Goal of this task is to set default global variables to 4 bytes utf8 charset
- character_set_client : from from utf8 to utf8mb4.
- character_set_database : from latin1 to utf8mb4
- character_set_server : from latin1 to utf8mb4
- character_set_results: from utf8 to utf8mb4
- character_set_connection: from utf8 to utf8mb4
- collation_database: from latin1_swedish_ci to utf8mb4_general_ci
- collation_server: from latin1_swedish_ci to utf8mb4_general_ci
Default changed in mysql 8.0.1
There are some questions which should be discussed before/while working on this task:
- Should we change the default collation for utf8mb4 from utf8mb4_general_ci to uca1400_ai_ci?
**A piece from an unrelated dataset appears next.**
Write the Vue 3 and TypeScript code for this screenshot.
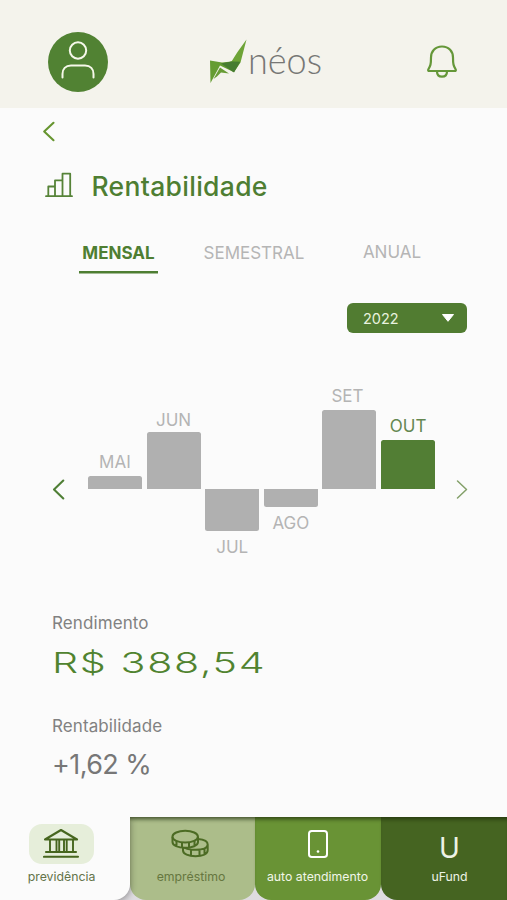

The problem is that utf8mb4_general_ci is very bad for non-BMP characters - it considers all non-BMP charcters as equal to each other. See MDEV-25829
- Should we reassign the UTF8 Linux Locale from utf8mb3 to utf8mb4 in the client? Or to what the server side uses as the alias for "utf8". See MDEV-19123
- Should we change system_charset_info from utf8mb3 to utf8mb4 and allow non-BMP characters in identifiers?
- If so, table name to file name encoding should be extended to support non-BMP characters. See MDEV-27490
- system charset cannot be utf8mb4 until we fix the collation as above
- Should we change numerous INFORMATION_SCHEMA columns from utf8mb3 to utf8mb4?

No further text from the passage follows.